Run the fdisk command on the disk (in this case /dev/sda).
What we want to do in this case is create a GPT partition table. This is because the other commonly used type (DOS) has certain restrictions (a 2TB size limit on disks for one, but also a restriction in using the primary/secondary/extended paradigm if you want a large number of partitions).
Configure your disk partitions
Assuming it’s a fresh disk, OR you are happy that you will wipe the disk and it will be irretrievable, follow the steps below. A safe way to try this out would be in a Virtual Machine.
Pick the options :
- ‘l’ to list your partitions (there should be none if you’ve just created a partition type)
- ‘n’ to create a new partition. Pick the partition number (default is 1)
- ‘t’ to set the partition type to Linux LVM (30)
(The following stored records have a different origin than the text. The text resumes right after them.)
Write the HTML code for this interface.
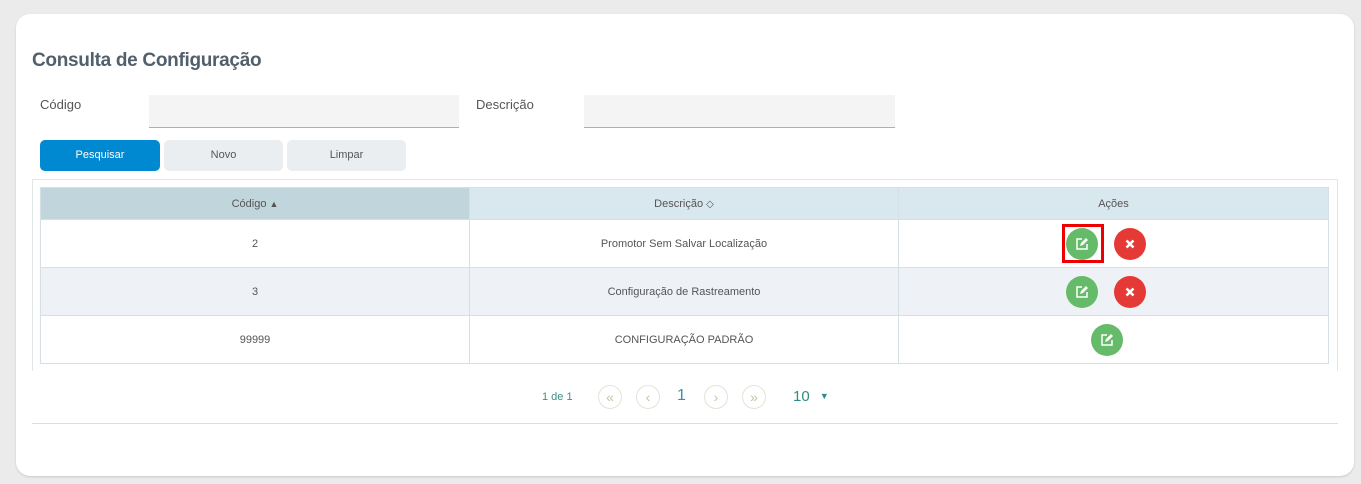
<!DOCTYPE html>
<html><head><style>
*{box-sizing:border-box;margin:0;padding:0}
body{width:1361px;height:484px;background:#ebebeb;font-family:"Liberation Sans",sans-serif;position:relative;overflow:hidden}
.card{position:absolute;left:16px;top:14px;width:1338px;height:462px;background:#fff;border-radius:14px;box-shadow:0 1px 2px rgba(0,0,0,.15)}
.abs{position:absolute}
.title{left:32px;top:50px;font-size:19px;color:#52606d;font-weight:bold;letter-spacing:-0.3px}
.lbl{font-size:13px;color:#555;top:97px}
.inp{top:95px;height:33px;background:#f4f4f4;border-bottom:1px solid #a8b0b8}
.btn{top:140px;height:31px;border-radius:5px;font-size:11px;text-align:center;line-height:31px;color:#555;background:#ebeef1}
.tbox{left:32px;top:179px;width:1306px;height:192px;border:1px solid #e3e6e8;border-bottom:none}
table{position:absolute;left:40px;top:187px;width:1289px;border-collapse:collapse;font-size:11px;color:#555}
td,th{border:1px solid #d5dfe4;text-align:center;font-weight:normal}
th{height:32px;background:#d9e7ee}
th.s{background:#c0d5dc}
td{height:48px}
tr.alt td{background:#eef2f6}
.c{display:inline-block;width:32px;height:32px;border-radius:50%;vertical-align:middle;position:relative;margin:0 8px}
.g{background:#66bb6a}.r{background:#e53935}
.c svg{position:absolute;left:9px;top:9px}
.pg{font-size:11px;color:#3c8f86}
.ci{top:385px;width:24px;height:24px;border:1px solid #dfe6d6;border-radius:50%;color:#b8c9a6;text-align:center;line-height:22px;font-size:14px}
</style></head><body>
<div class="card"></div>
<div class="abs title">Consulta de Configuração</div>
<div class="abs lbl" style="left:40px">Código</div>
<div class="abs inp" style="left:149px;width:310px"></div>
<div class="abs lbl" style="left:476px">Descrição</div>
<div class="abs inp" style="left:584px;width:311px"></div>
<div class="abs btn" style="left:40px;width:120px;background:#0088d1;color:#fff">Pesquisar</div>
<div class="abs btn" style="left:164px;width:119px">Novo</div>
<div class="abs btn" style="left:287px;width:119px">Limpar</div>
<div class="abs tbox"></div>
<table>
<tr><th class="s" style="width:429px">Código <span style="font-size:9px">&#9650;</span></th><th style="width:429px">Descrição <span style="font-size:10px">&#9671;</span></th><th>Ações</th></tr>
<tr><td>2</td><td>Promotor Sem Salvar Localização</td><td style="padding-right:16px"><span class="c g"><svg width="14" height="14" viewBox="0 0 14 14"><path d="M7 2H2v10h10V7" fill="none" stroke="#fff" stroke-width="1.5"/><path d="M5 9l1-3 5-5 2 2-5 5z" fill="#fff"/></svg></span><span class="c r"><svg width="14" height="14" viewBox="0 0 14 14"><path d="M3.5 3.5l7 7M10.5 3.5l-7 7" stroke="#fff" stroke-width="2.6"/></svg></span></td></tr>
<tr class="alt"><td>3</td><td>Configuração de Rastreamento</td><td style="padding-right:16px"><span class="c g"><svg width="14" height="14" viewBox="0 0 14 14"><path d="M7 2H2v10h10V7" fill="none" stroke="#fff" stroke-width="1.5"/><path d="M5 9l1-3 5-5 2 2-5 5z" fill="#fff"/></svg></span><span class="c r"><svg width="14" height="14" viewBox="0 0 14 14"><path d="M3.5 3.5l7 7M10.5 3.5l-7 7" stroke="#fff" stroke-width="2.6"/></svg></span></td></tr>
<tr><td>99999</td><td>CONFIGURAÇÃO PADRÃO</td><td style="padding-right:14px"><span class="c g"><svg width="14" height="14" viewBox="0 0 14 14"><path d="M7 2H2v10h10V7" fill="none" stroke="#fff" stroke-width="1.5"/><path d="M5 9l1-3 5-5 2 2-5 5z" fill="#fff"/></svg></span></td></tr>
</table>
<div class="abs" style="left:1062px;top:224px;width:42px;height:39px;border:3px solid #e00"></div>
<div class="abs pg" style="left:542px;top:391px">1 de 1</div>
<div class="abs ci" style="left:598px">&#171;</div>
<div class="abs ci" style="left:636px">&#8249;</div>
<div class="abs" style="left:677px;top:387px;font-size:16px;color:#3a8fb5">1</div>
<div class="abs ci" style="left:704px">&#8250;</div>
<div class="abs ci" style="left:742px">&#187;</div>
<div class="abs" style="left:793px;top:388px;font-size:15px;color:#2f8c82">10 <span style="font-size:9px;margin-left:6px;vertical-align:2px">&#9660;</span></div>
<div class="abs" style="left:32px;top:423px;width:1306px;height:1px;background:#ddd"></div>
</body></html>
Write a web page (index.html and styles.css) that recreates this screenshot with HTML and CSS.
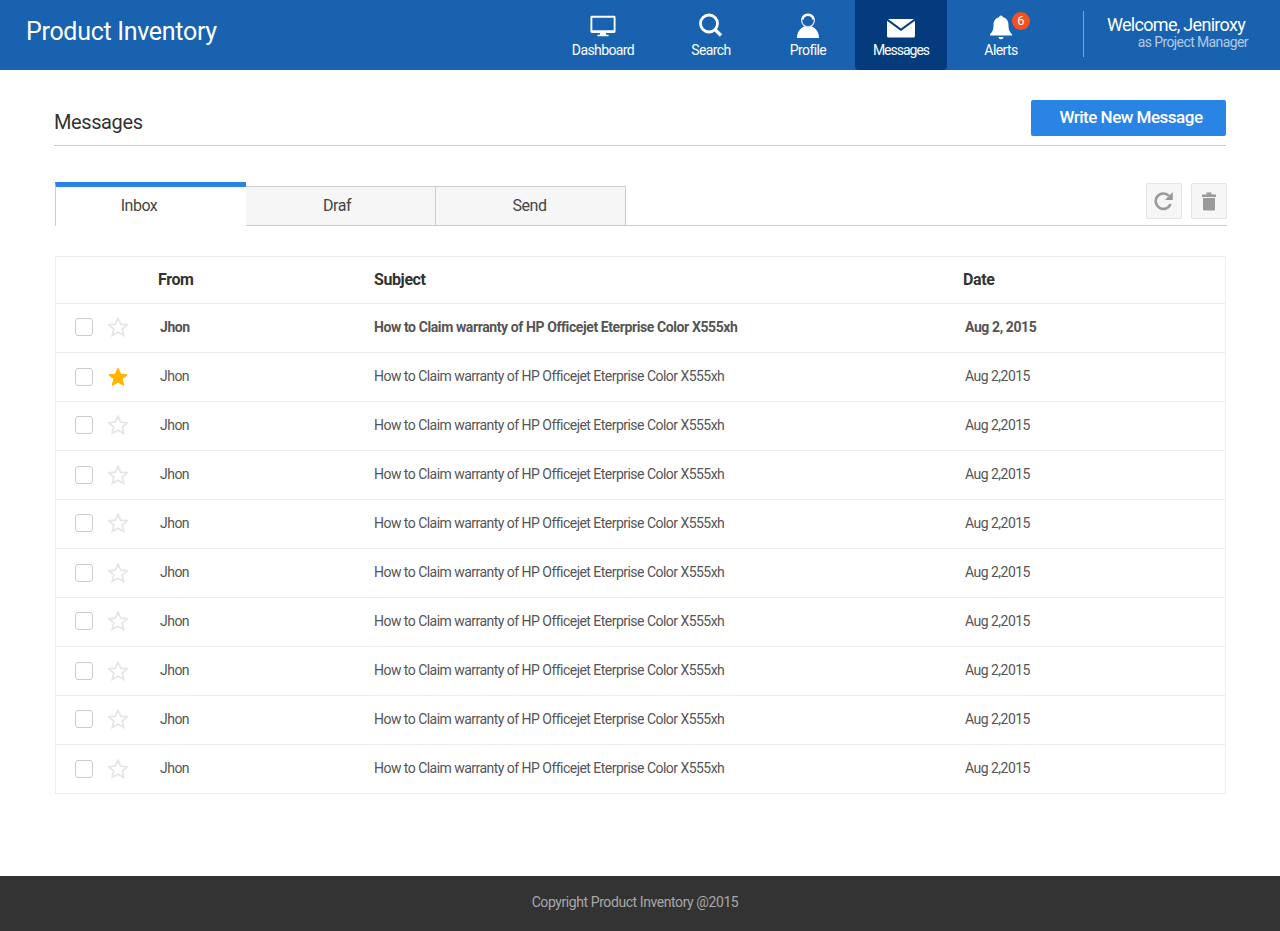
FILE: index.html
```html
<!DOCTYPE html>
<html lang="en">
<head>
<meta charset="utf-8">
<title>Product Inventory</title>
<link rel="stylesheet" href="styles.css">
</head>
<body>
<svg class="sprite" width="0" height="0" aria-hidden="true">
  <defs>
    <path id="star" d="M10 1.2l2.7 5.9 6.4.7-4.8 4.3 1.4 6.3L10 15.2l-5.700 3.200 1.400-6.300L.9 7.800l6.400-.7z"/>
  </defs>
</svg>
<header class="topbar">
  <div class="brand">Product Inventory</div>
  <nav class="nav">
    <a class="nav-item nav-dash"><svg class="nav-icon" width="26" height="24" viewBox="0 0 28 24"><path fill="#fff" d="M2 1h24a1.500 1.500 0 0 1 1.500 1.500V18a1.500 1.500 0 0 1-1.500 1.500H17l.5 2H20V23H8v-1.500h2.500l.5-2H2A1.500 1.500 0 0 1 .5 18V2.500A1.500 1.500 0 0 1 2 1zm.5 2.200v13.300h23V3.200z"/></svg><span>Dashboard</span></a>
    <a class="nav-item nav-search"><svg class="nav-icon" width="26" height="25" viewBox="0 0 26 25"><circle cx="11" cy="10.500" r="8.500" fill="none" stroke="#fff" stroke-width="2.800"/><path d="M17 16.500l6 6" stroke="#fff" stroke-width="3.200" fill="none"/></svg><span>Search</span></a>
    <a class="nav-item nav-profile"><svg class="nav-icon" width="24" height="26" viewBox="0 0 24 26"><circle cx="12" cy="8.500" r="6.300" fill="none" stroke="#fff" stroke-opacity=".8" stroke-width="1.400"/><path fill="none" stroke="#fff" stroke-width="2.200" d="M6.500 7.500a5.600 5.600 0 0 1 11 0"/><path fill="#fff" d="M1 26c0-6.500 3.500-10 7.500-11.800 2 1.400 5 1.400 7 0C19.500 16 23 19.500 23 26z"/></svg><span>Profile</span></a>
    <a class="nav-item nav-messages is-active"><svg class="nav-icon" width="30" height="20" viewBox="0 0 30 20"><path fill="#fff" d="M2 1h26L15 10.500zM1 2.800v15.200c0 .8.700 1.500 1.500 1.500h25c.8 0 1.500-.7 1.500-1.500V2.800L15 13z"/></svg><span>Messages</span></a>
    <a class="nav-item nav-alerts"><svg class="nav-icon nav-icon-bell" width="26" height="25" viewBox="0 0 26 25"><path fill="#fff" d="M13 .5a2 2 0 0 1 2 1.800c4 1 5.500 4 5.500 8 0 5 1.500 7 3.500 9v1.200H2v-1.200c2-2 3.500-4 3.500-9 0-4 1.500-7 5.500-8A2 2 0 0 1 13 .5zM10.500 22h5c0 1.200-1 2.200-2.500 2.200s-2.500-1-2.500-2.200z"/></svg><span>Alerts</span><b class="badge">6</b></a>
  </nav>
  <div class="welcome">
    <div class="welcome-name">Welcome, Jeniroxy</div>
    <div class="welcome-role">as Project Manager</div>
  </div>
</header>

<main class="content">
  <div class="page-head">
    <h1>Messages</h1>
    <button class="btn-write">Write New Message</button>
  </div>

  <div class="tabs">
    <a class="tab tab-inbox is-active">Inbox</a>
    <a class="tab tab-draf">Draf</a>
    <a class="tab tab-send">Send</a>
    <div class="tab-tools">
      <button class="tool"><svg width="20" height="20" viewBox="0 0 20 20"><path fill="none" stroke="#999" stroke-width="2.600" d="M16.600 13A7.700 7.700 0 1 1 15 4.800"/><path fill="#999" d="M18.800 1v8h-8z"/></svg></button>
      <button class="tool"><svg width="16" height="20" viewBox="0 0 16 20"><path fill="#999" d="M1 3.500h4.500V1.500h5v2H15V6H1zM2 7h12v11.500a1 1 0 0 1-1 1H3a1 1 0 0 1-1-1z"/></svg></button>
    </div>
  </div>

  <div class="table">
    <div class="row row-head"><span></span><span class="c-from">From</span><span class="c-subject">Subject</span><span class="c-date">Date</span></div>
    <div class="row is-unread"><span class="marks"><i class="check"></i><svg class="star" viewBox="0 0 20 20"><use href="#star"/></svg></span><span class="c-from">Jhon</span><span class="c-subject">How to Claim warranty of HP Officejet Eterprise Color X555xh</span><span class="c-date">Aug 2, 2015</span></div>
    <div class="row"><span class="marks"><i class="check"></i><svg class="star is-on" viewBox="0 0 20 20"><use href="#star"/></svg></span><span class="c-from">Jhon</span><span class="c-subject">How to Claim warranty of HP Officejet Eterprise Color X555xh</span><span class="c-date">Aug 2,2015</span></div>
    <div class="row"><span class="marks"><i class="check"></i><svg class="star" viewBox="0 0 20 20"><use href="#star"/></svg></span><span class="c-from">Jhon</span><span class="c-subject">How to Claim warranty of HP Officejet Eterprise Color X555xh</span><span class="c-date">Aug 2,2015</span></div>
    <div class="row"><span class="marks"><i class="check"></i><svg class="star" viewBox="0 0 20 20"><use href="#star"/></svg></span><span class="c-from">Jhon</span><span class="c-subject">How to Claim warranty of HP Officejet Eterprise Color X555xh</span><span class="c-date">Aug 2,2015</span></div>
    <div class="row"><span class="marks"><i class="check"></i><svg class="star" viewBox="0 0 20 20"><use href="#star"/></svg></span><span class="c-from">Jhon</span><span class="c-subject">How to Claim warranty of HP Officejet Eterprise Color X555xh</span><span class="c-date">Aug 2,2015</span></div>
    <div class="row"><span class="marks"><i class="check"></i><svg class="star" viewBox="0 0 20 20"><use href="#star"/></svg></span><span class="c-from">Jhon</span><span class="c-subject">How to Claim warranty of HP Officejet Eterprise Color X555xh</span><span class="c-date">Aug 2,2015</span></div>
    <div class="row"><span class="marks"><i class="check"></i><svg class="star" viewBox="0 0 20 20"><use href="#star"/></svg></span><span class="c-from">Jhon</span><span class="c-subject">How to Claim warranty of HP Officejet Eterprise Color X555xh</span><span class="c-date">Aug 2,2015</span></div>
    <div class="row"><span class="marks"><i class="check"></i><svg class="star" viewBox="0 0 20 20"><use href="#star"/></svg></span><span class="c-from">Jhon</span><span class="c-subject">How to Claim warranty of HP Officejet Eterprise Color X555xh</span><span class="c-date">Aug 2,2015</span></div>
    <div class="row"><span class="marks"><i class="check"></i><svg class="star" viewBox="0 0 20 20"><use href="#star"/></svg></span><span class="c-from">Jhon</span><span class="c-subject">How to Claim warranty of HP Officejet Eterprise Color X555xh</span><span class="c-date">Aug 2,2015</span></div>
    <div class="row"><span class="marks"><i class="check"></i><svg class="star" viewBox="0 0 20 20"><use href="#star"/></svg></span><span class="c-from">Jhon</span><span class="c-subject">How to Claim warranty of HP Officejet Eterprise Color X555xh</span><span class="c-date">Aug 2,2015</span></div>
  </div>
</main>

<footer class="footer">Copyright Product Inventory @2015</footer>
</body>
</html>
```

FILE: styles.css
```css
* { box-sizing: border-box; }
html, body { margin: 0; padding: 0; }
body {
  height: 931px;
  display: flex;
  flex-direction: column;
  background: #fff;
  color: #333;
  font-family: Roboto, "Liberation Sans", sans-serif;
  overflow: hidden;
}
.sprite { position: absolute; }

.topbar {
  height: 70px;
  flex: none;
  display: flex;
  align-items: stretch;
  background: #1862b0;
  color: #fff;
  padding-left: 26px;
}
.brand { font-size: 25px; line-height: 64px; width: 519px; letter-spacing: -.3px; flex: none; }
.nav { display: flex; flex: none; }
.nav-item {
  position: relative;
  display: flex;
  flex-direction: column;
  align-items: center;
  justify-content: flex-end;
  padding-bottom: 11px;
  font-size: 14px;
  line-height: 18px;
  letter-spacing: -.6px;
  flex: none;
}
.nav-icon { display: block; margin-bottom: 3px; }
.nav-icon-bell { margin-bottom: 1px; }
.nav-dash { width: 116px; }
.nav-search { width: 100px; }
.nav-profile { width: 94px; }
.nav-messages { width: 92px; letter-spacing: -1px; }
.nav-alerts { width: 108px; }
.nav-item.is-active { background: #033b7d; border-radius: 0 0 4px 4px; }
.badge {
  position: absolute;
  top: 12px;
  left: 65px;
  width: 18px;
  height: 18px;
  border-radius: 50%;
  background: #f4511e;
  font-size: 13px;
  font-weight: 400;
  line-height: 18px;
  letter-spacing: 0;
  text-align: center;
}
.welcome {
  margin: 11px 0 13px 28px;
  border-left: 1px solid #7ba4d2;
  padding: 3px 0 0 23px;
  flex: none;
  width: 165px;
}
.welcome-name { font-size: 18px; line-height: 22px; letter-spacing: -.7px; white-space: nowrap; }
.welcome-role { font-size: 14px; line-height: 13px; letter-spacing: -.6px; color: #b3cbe6; text-align: right; white-space: nowrap; }

.content { flex: 1; padding: 30px 54px 0; }
.page-head {
  height: 46px;
  display: flex;
  justify-content: space-between;
  align-items: flex-start;
  border-bottom: 1px solid #ccc;
}
.page-head h1 { margin: 9px 0 0; font-size: 20px; line-height: 27px; letter-spacing: -.4px; font-weight: 400; color: #333; }
.btn-write {
  width: 195px;
  height: 36px;
  border: 0;
  border-radius: 2px;
  background: #2a84e6;
  color: #fff;
  font: 500 17px/34px Roboto, sans-serif;
  letter-spacing: -.5px;
  padding: 0 0 2px 5px;
}

.tabs {
  margin: 36px -1px 0 1px;
  height: 44px;
  display: flex;
  align-items: flex-end;
  border-bottom: 1px solid #ccc;
}
.tab {
  width: 190px;
  height: 40px;
  margin-bottom: -1px;
  background: #f6f6f6;
  border: 1px solid #ccc;
  border-left: 0;
  text-align: center;
  font-size: 16px;
  line-height: 38px;
  letter-spacing: -.5px;
  color: #444;
}
.tab-draf { padding-right: 7px; }
.tab-send { padding-right: 2px; }
.tab.is-active {
  width: 191px;
  height: 44px;
  background: #fff;
  border: 0;
  border-left: 1px solid #ccc;
  border-top: 5px solid #2a84e6;
  padding-right: 24px;
  line-height: 37px;
}
.tab-tools { margin: 0 0 6px auto; display: flex; gap: 9px; align-self: flex-end; }
.tool {
  width: 36px;
  height: 36px;
  padding: 0;
  border: 1px solid #e4e4e4;
  border-radius: 2px;
  background: #f6f6f6;
  display: flex;
  align-items: center;
  justify-content: center;
}

.table { margin: 30px 0 0 1px; border: 1px solid #ececec; border-bottom: 0; }
.row {
  display: grid;
  grid-template-columns: 104px 214px 591px 1fr;
  height: 49px;
  align-items: center;
  border-bottom: 1px solid #ececec;
  font-size: 14px;
  letter-spacing: -.53px;
  color: #555;
}
.c-from, .c-subject, .c-date { margin-top: -2px; }
.row-head {
  height: 47px;
  font-size: 16px;
  letter-spacing: -.4px;
  font-weight: 700;
  color: #333;
}
.row-head .c-from { margin-left: -2px; }
.row-head .c-date { margin-left: -2px; }
.is-unread { font-weight: 700; letter-spacing: -.4px; }
.marks { display: flex; align-items: center; padding-left: 19px; gap: 15px; height: 100%; margin-top: -2px; }
.row:nth-child(odd) .marks { margin-top: 0; }
.check {
  width: 18px;
  height: 18px;
  flex: none;
  border: 1px solid #ccc;
  border-radius: 3px;
  background: #fff;
}
.star {
  width: 20px;
  height: 20px;
  flex: none;
  fill: none;
  stroke: #e6e6e6;
  stroke-width: 1.800;
}
.star.is-on { fill: #ffb400; stroke: #ffb400; stroke-width: 1; }

.footer {
  height: 55px;
  flex: none;
  background: #333;
  color: #a8a8a8;
  font-size: 14px;
  letter-spacing: -.42px;
  line-height: 52px;
  text-align: center;
  padding-right: 10px;
}
```
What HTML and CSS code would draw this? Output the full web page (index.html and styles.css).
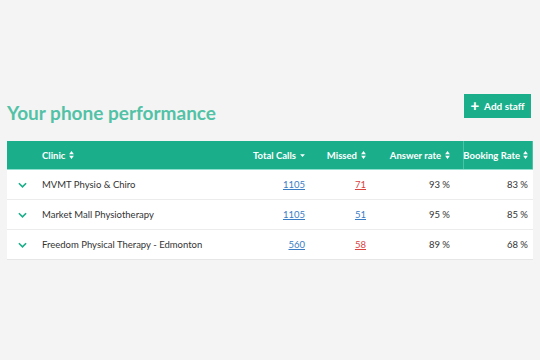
FILE: index.html
```html
<!DOCTYPE html>
<html>
<head>
<meta charset="utf-8">
<link rel="stylesheet" href="styles.css">
</head>
<body>
<div class="page">
  <div class="top">
    <h1 class="title">Your phone performance</h1>
    <button class="btn"><span class="plus">+</span> Add staff</button>
  </div>
  <div class="table">
    <div class="row head">
      <div class="c c1"></div>
      <div class="c c2">Clinic <svg class="sort" viewBox="0 0 6 10"><path d="M3 0L6 4H0Z M3 10L0 6H6Z"/></svg></div>
      <div class="c c3">Total Calls <svg class="sort" viewBox="0 0 6 10"><path d="M0 4H6L3 7.5Z"/></svg></div>
      <div class="c c4">Missed <svg class="sort" viewBox="0 0 6 10"><path d="M3 0L6 4H0Z M3 10L0 6H6Z"/></svg></div>
      <div class="c c5">Answer rate <svg class="sort" viewBox="0 0 6 10"><path d="M3 0L6 4H0Z M3 10L0 6H6Z"/></svg></div>
      <div class="c c6 sel">Booking Rate <svg class="sort" viewBox="0 0 6 10"><path d="M3 0L6 4H0Z M3 10L0 6H6Z"/></svg></div>
    </div>
    <div class="row">
      <div class="c c1"><svg class="chev" viewBox="0 0 10 6"><path d="M1 1L5 5L9 1"/></svg></div>
      <div class="c c2">MVMT Physio &amp; Chiro</div>
      <div class="c c3"><a class="blue">1105</a></div>
      <div class="c c4"><a class="red">71</a></div>
      <div class="c c5">93 %</div>
      <div class="c c6">83 %</div>
    </div>
    <div class="row">
      <div class="c c1"><svg class="chev" viewBox="0 0 10 6"><path d="M1 1L5 5L9 1"/></svg></div>
      <div class="c c2">Market Mall Physiotherapy</div>
      <div class="c c3"><a class="blue">1105</a></div>
      <div class="c c4"><a class="blue">51</a></div>
      <div class="c c5">95 %</div>
      <div class="c c6">85 %</div>
    </div>
    <div class="row">
      <div class="c c1"><svg class="chev" viewBox="0 0 10 6"><path d="M1 1L5 5L9 1"/></svg></div>
      <div class="c c2">Freedom Physical Therapy - Edmonton</div>
      <div class="c c3"><a class="blue">560</a></div>
      <div class="c c4"><a class="red">58</a></div>
      <div class="c c5">89 %</div>
      <div class="c c6">68 %</div>
    </div>
  </div>
</div>
</body>
</html>
```
FILE: styles.css
```css
* { box-sizing: border-box; }
html, body { margin: 0; padding: 0; }
body {
  background: #f4f4f4;
  font-family: "Lato", "Open Sans", sans-serif;
  color: #333;
  width: 540px;
  height: 360px;
}
.page { padding: 94px 7px 0 7px; }
.top {
  display: flex;
  justify-content: space-between;
  align-items: flex-start;
  height: 47px;
  padding-right: 2px;
}
.title {
  margin: 8px 0 0 0;
  font-size: 19px;
  font-weight: 700;
  color: #52c2a6;
  line-height: 22px;
}
.btn {
  border: none;
  background: #1aae8b;
  color: #fff;
  font-family: inherit;
  font-weight: 700;
  font-size: 10px;
  height: 24px;
  width: 67px;
  padding: 0;
  display: flex;
  align-items: center;
  justify-content: center;
  gap: 5px;
}
.plus { font-size: 15px; font-weight: 900; line-height: 1; margin-top: -2px; }
.table {
  width: 526px;
  background: #fff;
  border-bottom: 1px solid #e6e6e6;
}
.row {
  display: grid;
  grid-template-columns: 28px 205px 71px 61px 91px 70px;
  height: 30px;
  border-bottom: 1px solid #ececec;
  font-size: 9.5px;
  align-items: center;
  white-space: nowrap;
}
.row:last-child { border-bottom: none; height: 29px; }
.row.head {
  height: 29px;
  background: #1aae8b;
  color: #fff;
  font-weight: 700;
  border-bottom: 1px solid #8fe0cf;
}
.c { display: flex; align-items: center; height: 100%; }
.c2 { padding-left: 7px; }
.c3, .c4, .c5, .c6 { justify-content: flex-end; }
.c3 { padding-right: 6px; }
.c4 { padding-right: 6px; }
.c5 { padding-right: 13px; }
.c6 { padding-right: 5px; }
.head .c6.sel { border-left: 1px solid #4cc3a7; border-right: 1px solid #4cc3a7; padding-right: 4px; }
.head .c6 .sort { margin-left: 3px; }
.sort { width: 5px; height: 8px; fill: #fff; margin-left: 4px; flex: none; }
.c1 { justify-content: center; padding-left: 3px; }
.chev { width: 9px; height: 6px; fill: none; stroke: #1aae8b; stroke-width: 1.8; }
a { text-decoration: underline; }
.blue { color: #3b7dc4; }
.red { color: #d9443f; }
```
- ‘w’ to write out the partition table to the disk. You should now have a drive with one unformatted partition at its maximum capacity.
Note: we don’t want to create any more partitions at this point, as we’re just using it as a substrate for the LVM storage. More ‘partitions’ would be added through LVM itself as that’s the technology that manages the partitions.
So first we create the physical volume on the Linux LVM partition at /dev/sda1.
Then we want to create the Volume Group. You can think of this as a collection of Logical Volumes which themselves are a bit of virtual storage, like a partition, but that can be moved around and resized at will (well, with some caveats – namely the file system inside)
[root@archbang ablive]# pvcreate /dev/sda1 Physical volume "/dev/sda1" successfully created [root@archbang ablive]# pvdisplay "/dev/sda1" is a new physical volume of "40.00 GiB" --- NEW Physical volume --- PV Name /dev/sda1 VG Name PV Size 40.00 GiB Allocatable NO PE Size 0 Total PE 0 Free PE 0 Allocated PE 0 PV UUID sQ1aHi-0gVH-zlAL-MFvp-2vlg-2vDt-CbvtAa [root@archbang ablive]# vgcreate vg-root /dev/sda1 Volume group "vg-root" successfully created [root@archbang ablive]# vgdisplay --- Volume group --- VG Name vg-root System ID Format lvm2 Metadata Areas 1 Metadata Sequence No 1 VG Access read/write VG Status resizable MAX LV 0 Cur LV 0 Open LV 0 Max PV 0 Cur PV 1 Act PV 1 VG Size 40.00 GiB PE Size 4.00 MiB Total PE 10239 Alloc PE / Size 0 / 0 Free PE / Size 10239 / 40.00 GiB VG UUID TbuJk8-gGeO-0lfG-MuOQ-7L5u-02Pq-ouAgda [root@archbang ablive]#
Creating your Logical Volumes
Create a Logical Volume, choosing the size (L) and the name (n) and the name of the Volume Group you want to add it to.
lvcreate -L 30G -n root vg-root
You could create a volume that spans the entirity of the available space, or create smaller ones and use them for each partition (/boot, /home, /etc)
Activating your LVM
The Logical Volumes can then be made known to the kernel using the command `lvchange`
lvchange -ay vg-root
This makes them available under `/dev/vg-root` (or equivelent vg name)
mkfs.ext4 /dev/vg-root/root # create a file system (make your own choice here depending on need)
Striping and Mirroring (if you like)
When you write your data to a logical volume, LVM decides how best to store your data on the underlying physical volumes that the volume group resides upon. As you can see above, this means we’re storing out ‘vg-root’ logical volume on the physical volume /dev/sda1 (the LVM partition we made earlier). Don’t worry if you get confused with the terminology, with practice it becomes clear.
Something a bit more advanced would be to create a Striped Logical Volume. This means you can intentionally add multiple physical devices to an LVM and then choose to stripe, which means data can be written and read in parallel with multiple physical drives but it also increases the chances of data loss. This can be thought of as being along the same lines as a Software RAID 1+0.
There’s also a Mirrored Logical Volume, which as the name implies maintains identical copies of the data written onto multiple physical drives. This means that recovery is possible if one of the underlying physical drives fails.
So there you have it, the LVM should be up and running.